__The request__: Copy every entry word for word. Skip the pictures.

[Code that builds pages]
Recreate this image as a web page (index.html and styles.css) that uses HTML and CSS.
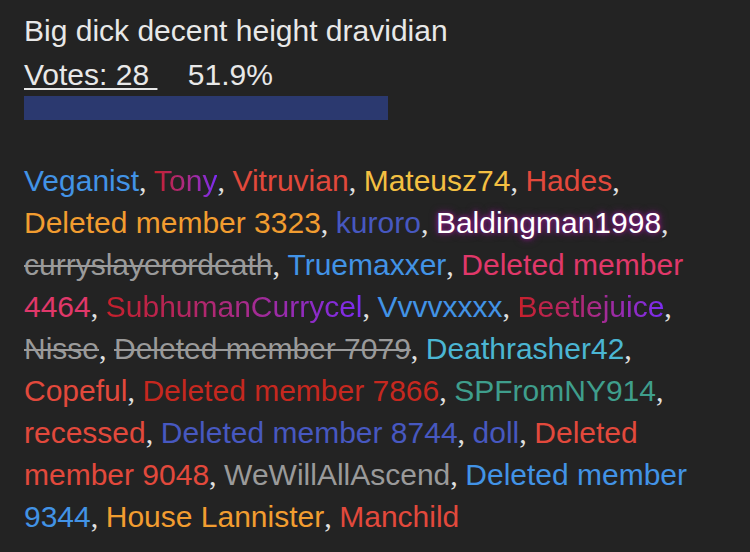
FILE: index.html
```html
<!DOCTYPE html>
<html>
<head>
<meta charset="utf-8">
<link rel="stylesheet" href="styles.css">
</head>
<body>
<div class="poll-result">
  <div class="option-title">Big dick decent height dravidian</div>
  <div class="option-stats">
    <span class="votes">Votes: 28 </span>
    <span class="percent">51.9%</span>
  </div>
  <div class="bar-track"><div class="bar-fill" style="width: 364px"></div></div>

  <div class="voters">
    <span class="u blue">Veganist</span><span class="sep">, </span>
    <span class="u grad">Tony</span><span class="sep">, </span>
    <span class="u red">Vitruvian</span><span class="sep">, </span>
    <span class="u yellow">Mateusz74</span><span class="sep">, </span>
    <span class="u red">Hades</span><span class="sep">, </span>
    <span class="u orange">Deleted member 3323</span><span class="sep">, </span>
    <span class="u indigo">kuroro</span><span class="sep">, </span>
    <span class="u glow">Baldingman1998</span><span class="sep">, </span>
    <span class="u banned">curryslayerordeath</span><span class="sep">, </span>
    <span class="u blue">Truemaxxer</span><span class="sep">, </span>
    <span class="u pink">Deleted member 4464</span><span class="sep">, </span>
    <span class="u grad">SubhumanCurrycel</span><span class="sep">, </span>
    <span class="u blue">Vvvvxxxx</span><span class="sep">, </span>
    <span class="u grad">Beetlejuice</span><span class="sep">, </span>
    <span class="u banned">Nisse</span><span class="sep">, </span>
    <span class="u banned">Deleted member 7079</span><span class="sep">, </span>
    <span class="u cyan">Deathrasher42</span><span class="sep">, </span>
    <span class="u red">Copeful</span><span class="sep">, </span>
    <span class="u darkred">Deleted member 7866</span><span class="sep">, </span>
    <span class="u teal">SPFromNY914</span><span class="sep">, </span>
    <span class="u red">recessed</span><span class="sep">, </span>
    <span class="u indigo">Deleted member 8744</span><span class="sep">, </span>
    <span class="u indigo">doll</span><span class="sep">, </span>
    <span class="u red">Deleted member 9048</span><span class="sep">, </span>
    <span class="u gray">WeWillAllAscend</span><span class="sep">, </span>
    <span class="u blue">Deleted member 9344</span><span class="sep">, </span>
    <span class="u orange">House Lannister</span><span class="sep">, </span>
    <span class="u red">Manchild</span>
  </div>
</div>
</body>
</html>
```

FILE: styles.css
```css
html, body {
  margin: 0;
  padding: 0;
  background: #232323;
}

body {
  font-family: "Liberation Sans", Arial, sans-serif;
  color: #e8e8e8;
  font-size: 30px;
}

.poll-result {
  padding: 13px 24px 0 24px;
}

.option-title {
  line-height: 36px;
}

.option-stats {
  line-height: 36px;
  margin-top: 8px;
}

.votes {
  text-decoration: underline;
  text-decoration-thickness: 2px;
  text-underline-offset: 3px;
  white-space: pre;
}

.percent {
  margin-left: 22px;
}

.bar-track {
  margin-top: 3px;
  height: 24px;
}

.bar-fill {
  height: 100%;
  background: #2b396f;
}

.voters {
  margin-top: 40px;
  line-height: 42px;
}

.sep {
  font-family: "Liberation Serif", "Times New Roman", serif;
  color: #e0e0e0;
}

.blue { color: #4293e6; }
.red { color: #e2493c; }
.darkred { color: #c6281f; }
.yellow { color: #f4c042; }
.orange { color: #f29d30; }
.indigo { color: #4758c0; }
.pink { color: #e0386a; }
.cyan { color: #4bb6d3; }
.teal { color: #3f9e8c; }
.gray { color: #9a9a9a; }

.banned {
  color: #9a9a9a;
  text-decoration: line-through;
  text-decoration-thickness: 2px;
}

.grad {
  background: linear-gradient(90deg, #c7202a 0%, #a72b8c 55%, #7a2cf2 100%);
  -webkit-background-clip: text;
  background-clip: text;
  color: transparent;
}

.glow {
  color: #ffffff;
  text-shadow: 0 0 4px #8a1c8a, 0 0 8px #7a167a;
}
```
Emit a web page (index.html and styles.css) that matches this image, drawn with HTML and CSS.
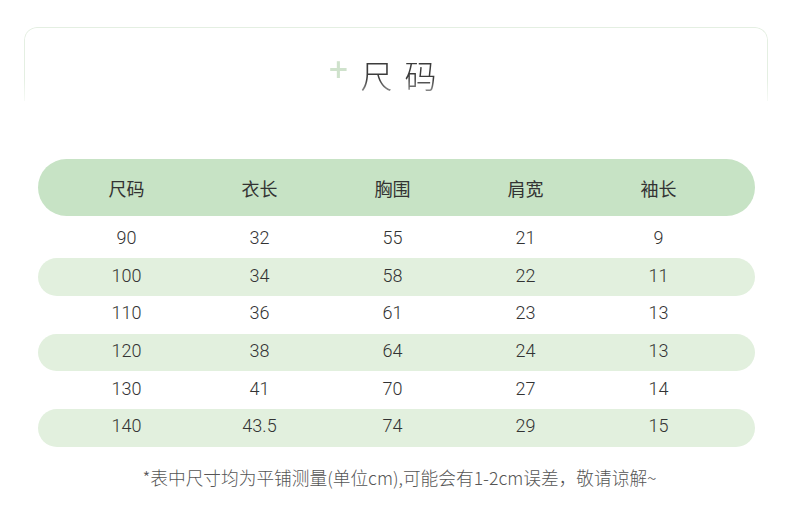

__Complete answer__:
Recreate this image as a web page (index.html and styles.css) that uses HTML and CSS.
FILE: index.html
```html
<!DOCTYPE html>
<html>
<head>
<meta charset="utf-8">
<link rel="stylesheet" href="styles.css">
</head>
<body>
<div class="poll-result">
  <div class="option-title">Big dick decent height dravidian</div>
  <div class="option-stats">
    <span class="votes">Votes: 28 </span>
    <span class="percent">51.9%</span>
  </div>
  <div class="bar-track"><div class="bar-fill" style="width: 364px"></div></div>

  <div class="voters">
    <span class="u blue">Veganist</span><span class="sep">, </span>
    <span class="u grad">Tony</span><span class="sep">, </span>
    <span class="u red">Vitruvian</span><span class="sep">, </span>
    <span class="u yellow">Mateusz74</span><span class="sep">, </span>
    <span class="u red">Hades</span><span class="sep">, </span>
    <span class="u orange">Deleted member 3323</span><span class="sep">, </span>
    <span class="u indigo">kuroro</span><span class="sep">, </span>
    <span class="u glow">Baldingman1998</span><span class="sep">, </span>
    <span class="u banned">curryslayerordeath</span><span class="sep">, </span>
    <span class="u blue">Truemaxxer</span><span class="sep">, </span>
    <span class="u pink">Deleted member 4464</span><span class="sep">, </span>
    <span class="u grad">SubhumanCurrycel</span><span class="sep">, </span>
    <span class="u blue">Vvvvxxxx</span><span class="sep">, </span>
    <span class="u grad">Beetlejuice</span><span class="sep">, </span>
    <span class="u banned">Nisse</span><span class="sep">, </span>
    <span class="u banned">Deleted member 7079</span><span class="sep">, </span>
    <span class="u cyan">Deathrasher42</span><span class="sep">, </span>
    <span class="u red">Copeful</span><span class="sep">, </span>
    <span class="u darkred">Deleted member 7866</span><span class="sep">, </span>
    <span class="u teal">SPFromNY914</span><span class="sep">, </span>
    <span class="u red">recessed</span><span class="sep">, </span>
    <span class="u indigo">Deleted member 8744</span><span class="sep">, </span>
    <span class="u indigo">doll</span><span class="sep">, </span>
    <span class="u red">Deleted member 9048</span><span class="sep">, </span>
    <span class="u gray">WeWillAllAscend</span><span class="sep">, </span>
    <span class="u blue">Deleted member 9344</span><span class="sep">, </span>
    <span class="u orange">House Lannister</span><span class="sep">, </span>
    <span class="u red">Manchild</span>
  </div>
</div>
</body>
</html>
```

FILE: styles.css
```css
html, body {
  margin: 0;
  padding: 0;
  background: #232323;
}

body {
  font-family: "Liberation Sans", Arial, sans-serif;
  color: #e8e8e8;
  font-size: 30px;
}

.poll-result {
  padding: 13px 24px 0 24px;
}

.option-title {
  line-height: 36px;
}

.option-stats {
  line-height: 36px;
  margin-top: 8px;
}

.votes {
  text-decoration: underline;
  text-decoration-thickness: 2px;
  text-underline-offset: 3px;
  white-space: pre;
}

.percent {
  margin-left: 22px;
}

.bar-track {
  margin-top: 3px;
  height: 24px;
}

.bar-fill {
  height: 100%;
  background: #2b396f;
}

.voters {
  margin-top: 40px;
  line-height: 42px;
}

.sep {
  font-family: "Liberation Serif", "Times New Roman", serif;
  color: #e0e0e0;
}

.blue { color: #4293e6; }
.red { color: #e2493c; }
.darkred { color: #c6281f; }
.yellow { color: #f4c042; }
.orange { color: #f29d30; }
.indigo { color: #4758c0; }
.pink { color: #e0386a; }
.cyan { color: #4bb6d3; }
.teal { color: #3f9e8c; }
.gray { color: #9a9a9a; }

.banned {
  color: #9a9a9a;
  text-decoration: line-through;
  text-decoration-thickness: 2px;
}

.grad {
  background: linear-gradient(90deg, #c7202a 0%, #a72b8c 55%, #7a2cf2 100%);
  -webkit-background-clip: text;
  background-clip: text;
  color: transparent;
}

.glow {
  color: #ffffff;
  text-shadow: 0 0 4px #8a1c8a, 0 0 8px #7a167a;
}
```
Emit a web page (index.html and styles.css) that matches this image, drawn with HTML and CSS.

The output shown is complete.